TO BE DONE: From the entries below, copy every line that holds the word "this".

MATERIAL SHOWN:
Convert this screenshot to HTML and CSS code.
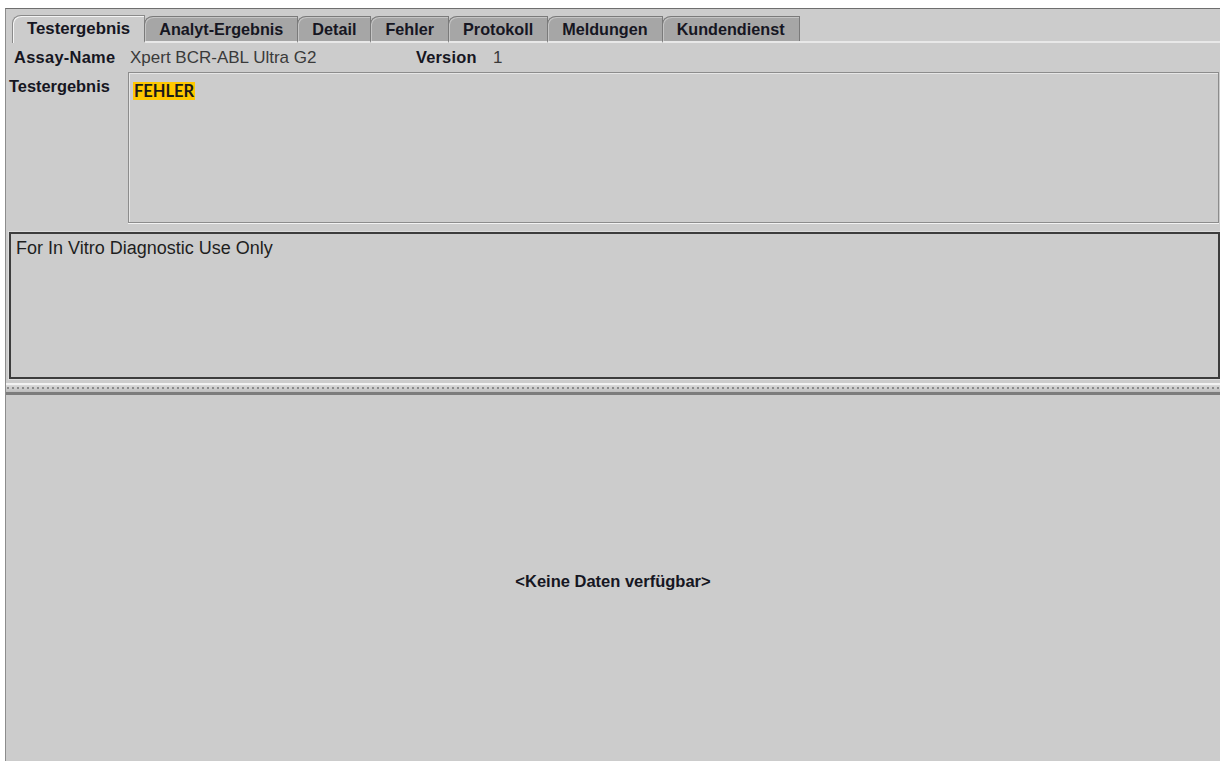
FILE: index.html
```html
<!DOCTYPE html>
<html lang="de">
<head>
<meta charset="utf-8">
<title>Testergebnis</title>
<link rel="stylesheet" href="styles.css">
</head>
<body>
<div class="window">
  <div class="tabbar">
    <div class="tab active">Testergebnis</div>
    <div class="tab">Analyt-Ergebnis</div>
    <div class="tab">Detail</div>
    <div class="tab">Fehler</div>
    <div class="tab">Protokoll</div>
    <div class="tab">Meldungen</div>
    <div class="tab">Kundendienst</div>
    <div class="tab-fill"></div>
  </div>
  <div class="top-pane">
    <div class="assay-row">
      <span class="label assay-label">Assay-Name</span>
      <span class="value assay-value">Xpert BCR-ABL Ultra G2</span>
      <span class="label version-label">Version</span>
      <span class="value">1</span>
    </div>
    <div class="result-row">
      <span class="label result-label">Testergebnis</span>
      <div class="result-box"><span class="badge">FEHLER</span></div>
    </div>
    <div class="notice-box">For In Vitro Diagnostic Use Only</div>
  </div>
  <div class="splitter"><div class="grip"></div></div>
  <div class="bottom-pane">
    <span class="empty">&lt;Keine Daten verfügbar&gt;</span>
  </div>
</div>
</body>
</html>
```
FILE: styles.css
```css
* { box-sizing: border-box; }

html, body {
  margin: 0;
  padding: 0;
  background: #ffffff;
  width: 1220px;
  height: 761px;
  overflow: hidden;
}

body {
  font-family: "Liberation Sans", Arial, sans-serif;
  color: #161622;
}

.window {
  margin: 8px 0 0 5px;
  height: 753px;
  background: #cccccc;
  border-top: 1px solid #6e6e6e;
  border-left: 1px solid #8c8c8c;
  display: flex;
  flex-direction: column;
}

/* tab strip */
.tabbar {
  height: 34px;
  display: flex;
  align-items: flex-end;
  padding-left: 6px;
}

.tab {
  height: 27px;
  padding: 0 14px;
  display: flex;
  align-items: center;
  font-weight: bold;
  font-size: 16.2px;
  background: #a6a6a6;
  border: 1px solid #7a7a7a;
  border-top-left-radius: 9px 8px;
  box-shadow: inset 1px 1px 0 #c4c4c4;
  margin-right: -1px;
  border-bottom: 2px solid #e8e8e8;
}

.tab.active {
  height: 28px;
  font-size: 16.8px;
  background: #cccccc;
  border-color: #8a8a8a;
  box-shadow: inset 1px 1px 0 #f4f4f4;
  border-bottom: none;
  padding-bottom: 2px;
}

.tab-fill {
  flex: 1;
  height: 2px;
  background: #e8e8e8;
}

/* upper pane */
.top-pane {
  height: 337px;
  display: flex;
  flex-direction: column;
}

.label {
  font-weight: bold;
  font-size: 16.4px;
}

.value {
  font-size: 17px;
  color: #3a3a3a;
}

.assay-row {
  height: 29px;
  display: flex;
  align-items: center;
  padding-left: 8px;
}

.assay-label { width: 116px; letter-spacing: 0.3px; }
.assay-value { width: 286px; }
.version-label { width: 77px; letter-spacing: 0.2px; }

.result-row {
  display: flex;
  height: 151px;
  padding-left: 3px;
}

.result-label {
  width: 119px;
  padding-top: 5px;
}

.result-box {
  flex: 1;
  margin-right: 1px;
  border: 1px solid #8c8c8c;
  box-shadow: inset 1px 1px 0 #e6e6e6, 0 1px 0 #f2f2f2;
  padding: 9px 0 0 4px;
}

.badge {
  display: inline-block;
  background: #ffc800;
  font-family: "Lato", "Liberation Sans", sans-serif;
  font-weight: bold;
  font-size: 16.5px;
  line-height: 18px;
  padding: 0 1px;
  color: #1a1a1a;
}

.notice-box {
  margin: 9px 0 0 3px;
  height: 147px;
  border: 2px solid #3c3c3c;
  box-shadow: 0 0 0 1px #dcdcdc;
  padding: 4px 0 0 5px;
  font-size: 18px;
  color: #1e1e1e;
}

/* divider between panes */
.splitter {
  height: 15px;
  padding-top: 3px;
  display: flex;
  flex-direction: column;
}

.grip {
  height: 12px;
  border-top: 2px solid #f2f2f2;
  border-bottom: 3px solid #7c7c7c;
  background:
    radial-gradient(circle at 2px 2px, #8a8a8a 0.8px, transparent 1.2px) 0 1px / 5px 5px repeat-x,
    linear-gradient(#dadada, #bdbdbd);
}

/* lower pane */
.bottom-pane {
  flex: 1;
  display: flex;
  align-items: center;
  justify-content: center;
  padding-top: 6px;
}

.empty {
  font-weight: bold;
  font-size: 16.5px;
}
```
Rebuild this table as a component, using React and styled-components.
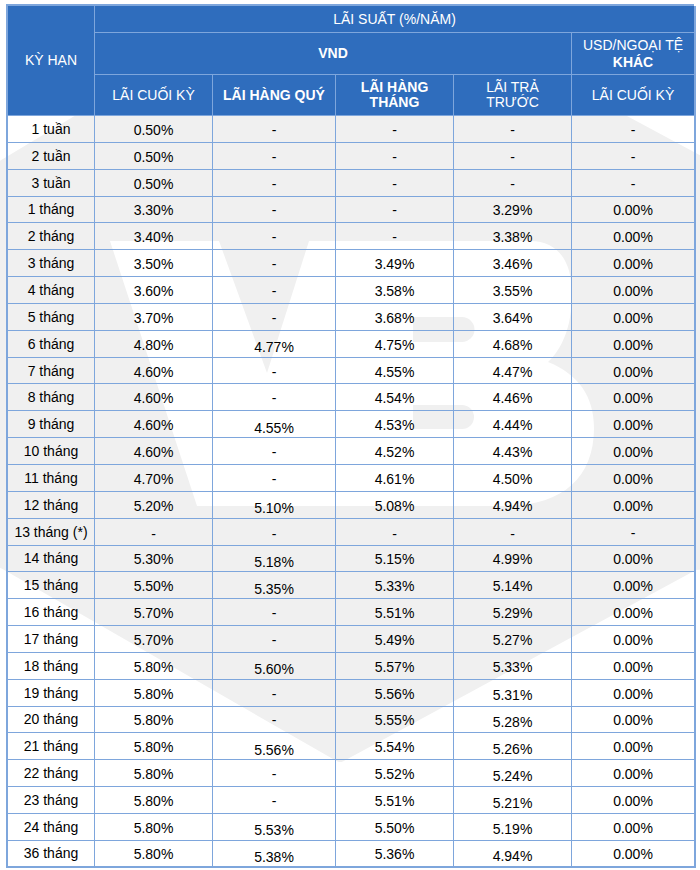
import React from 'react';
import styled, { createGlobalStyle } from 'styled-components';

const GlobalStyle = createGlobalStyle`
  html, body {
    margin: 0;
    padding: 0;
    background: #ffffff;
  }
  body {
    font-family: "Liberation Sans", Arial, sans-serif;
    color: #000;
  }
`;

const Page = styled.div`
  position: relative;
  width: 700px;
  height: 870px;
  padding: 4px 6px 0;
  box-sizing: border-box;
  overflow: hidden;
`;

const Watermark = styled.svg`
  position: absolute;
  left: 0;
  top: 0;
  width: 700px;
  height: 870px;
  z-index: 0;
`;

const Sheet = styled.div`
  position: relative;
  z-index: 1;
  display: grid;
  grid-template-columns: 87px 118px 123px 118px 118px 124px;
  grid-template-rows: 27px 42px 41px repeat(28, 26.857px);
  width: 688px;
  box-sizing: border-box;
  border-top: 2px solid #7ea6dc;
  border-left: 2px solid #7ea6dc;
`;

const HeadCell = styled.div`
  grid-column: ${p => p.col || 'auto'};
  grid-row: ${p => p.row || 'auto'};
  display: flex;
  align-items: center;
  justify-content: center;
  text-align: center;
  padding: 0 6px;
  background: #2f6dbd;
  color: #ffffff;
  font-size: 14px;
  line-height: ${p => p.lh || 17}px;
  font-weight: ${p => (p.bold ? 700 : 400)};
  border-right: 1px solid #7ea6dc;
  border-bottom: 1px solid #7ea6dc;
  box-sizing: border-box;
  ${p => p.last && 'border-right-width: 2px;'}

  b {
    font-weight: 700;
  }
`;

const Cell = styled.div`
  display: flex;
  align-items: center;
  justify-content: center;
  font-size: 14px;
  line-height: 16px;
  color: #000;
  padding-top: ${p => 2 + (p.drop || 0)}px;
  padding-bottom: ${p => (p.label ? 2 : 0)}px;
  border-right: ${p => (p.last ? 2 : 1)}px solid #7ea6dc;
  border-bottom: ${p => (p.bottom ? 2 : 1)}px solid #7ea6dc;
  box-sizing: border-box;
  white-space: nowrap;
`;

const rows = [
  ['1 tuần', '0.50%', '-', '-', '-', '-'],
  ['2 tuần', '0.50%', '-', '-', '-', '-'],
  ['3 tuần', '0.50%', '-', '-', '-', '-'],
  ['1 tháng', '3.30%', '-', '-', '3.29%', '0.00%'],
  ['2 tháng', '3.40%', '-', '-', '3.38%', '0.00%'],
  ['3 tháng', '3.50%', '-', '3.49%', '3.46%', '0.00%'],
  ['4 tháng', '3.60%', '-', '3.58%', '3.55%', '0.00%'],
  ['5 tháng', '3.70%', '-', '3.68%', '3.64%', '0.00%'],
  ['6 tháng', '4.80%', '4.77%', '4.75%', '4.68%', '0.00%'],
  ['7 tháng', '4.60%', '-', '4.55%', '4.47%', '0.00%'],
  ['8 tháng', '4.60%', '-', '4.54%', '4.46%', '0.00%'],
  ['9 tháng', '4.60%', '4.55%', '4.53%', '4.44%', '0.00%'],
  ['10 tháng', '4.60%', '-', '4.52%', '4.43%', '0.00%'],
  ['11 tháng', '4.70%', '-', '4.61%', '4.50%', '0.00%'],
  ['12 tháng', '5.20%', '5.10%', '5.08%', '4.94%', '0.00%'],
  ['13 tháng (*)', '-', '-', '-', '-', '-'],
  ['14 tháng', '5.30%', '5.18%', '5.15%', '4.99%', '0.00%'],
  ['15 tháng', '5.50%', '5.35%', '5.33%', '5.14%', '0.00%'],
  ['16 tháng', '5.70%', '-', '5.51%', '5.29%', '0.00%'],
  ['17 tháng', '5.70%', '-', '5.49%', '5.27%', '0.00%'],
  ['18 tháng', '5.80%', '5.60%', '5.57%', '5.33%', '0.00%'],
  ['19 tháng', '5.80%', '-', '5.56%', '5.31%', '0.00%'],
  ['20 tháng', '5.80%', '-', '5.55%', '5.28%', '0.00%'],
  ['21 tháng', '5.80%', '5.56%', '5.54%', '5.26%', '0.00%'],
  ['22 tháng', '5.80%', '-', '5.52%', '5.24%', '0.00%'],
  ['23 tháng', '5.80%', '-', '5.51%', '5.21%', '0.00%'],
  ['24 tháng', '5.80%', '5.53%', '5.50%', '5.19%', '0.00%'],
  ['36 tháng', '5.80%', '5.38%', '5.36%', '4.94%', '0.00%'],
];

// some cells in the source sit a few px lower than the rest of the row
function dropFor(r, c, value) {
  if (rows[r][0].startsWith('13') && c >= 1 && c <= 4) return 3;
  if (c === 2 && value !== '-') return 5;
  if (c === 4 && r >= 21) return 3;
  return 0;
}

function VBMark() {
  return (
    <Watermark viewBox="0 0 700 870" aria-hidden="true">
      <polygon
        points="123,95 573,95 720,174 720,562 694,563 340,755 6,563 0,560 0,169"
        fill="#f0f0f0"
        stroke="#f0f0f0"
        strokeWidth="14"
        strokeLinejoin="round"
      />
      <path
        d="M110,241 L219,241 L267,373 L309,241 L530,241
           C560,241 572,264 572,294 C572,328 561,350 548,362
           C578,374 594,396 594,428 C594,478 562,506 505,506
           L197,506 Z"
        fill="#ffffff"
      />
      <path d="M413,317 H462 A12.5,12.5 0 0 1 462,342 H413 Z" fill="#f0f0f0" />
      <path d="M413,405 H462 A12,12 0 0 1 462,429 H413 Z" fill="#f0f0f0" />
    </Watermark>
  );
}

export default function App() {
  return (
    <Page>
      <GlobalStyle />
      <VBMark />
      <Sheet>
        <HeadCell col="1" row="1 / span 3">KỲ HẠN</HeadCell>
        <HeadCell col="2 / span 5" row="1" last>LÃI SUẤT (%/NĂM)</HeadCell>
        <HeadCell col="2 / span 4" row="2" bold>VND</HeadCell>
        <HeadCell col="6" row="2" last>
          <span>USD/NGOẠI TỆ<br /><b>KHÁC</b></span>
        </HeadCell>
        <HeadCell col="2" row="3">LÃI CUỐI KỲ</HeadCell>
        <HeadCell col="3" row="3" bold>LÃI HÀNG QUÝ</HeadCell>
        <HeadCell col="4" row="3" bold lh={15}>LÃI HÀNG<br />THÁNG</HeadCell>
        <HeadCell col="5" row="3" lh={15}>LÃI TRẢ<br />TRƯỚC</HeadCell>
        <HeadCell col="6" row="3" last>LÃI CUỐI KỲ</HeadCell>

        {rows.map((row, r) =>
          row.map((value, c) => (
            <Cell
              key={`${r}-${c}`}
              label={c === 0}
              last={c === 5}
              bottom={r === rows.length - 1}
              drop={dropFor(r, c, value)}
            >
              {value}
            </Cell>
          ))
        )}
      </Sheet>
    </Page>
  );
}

WORKED ANSWER:
Convert this screenshot to HTML and CSS code.
Rebuild this table as a component, using React and styled-components.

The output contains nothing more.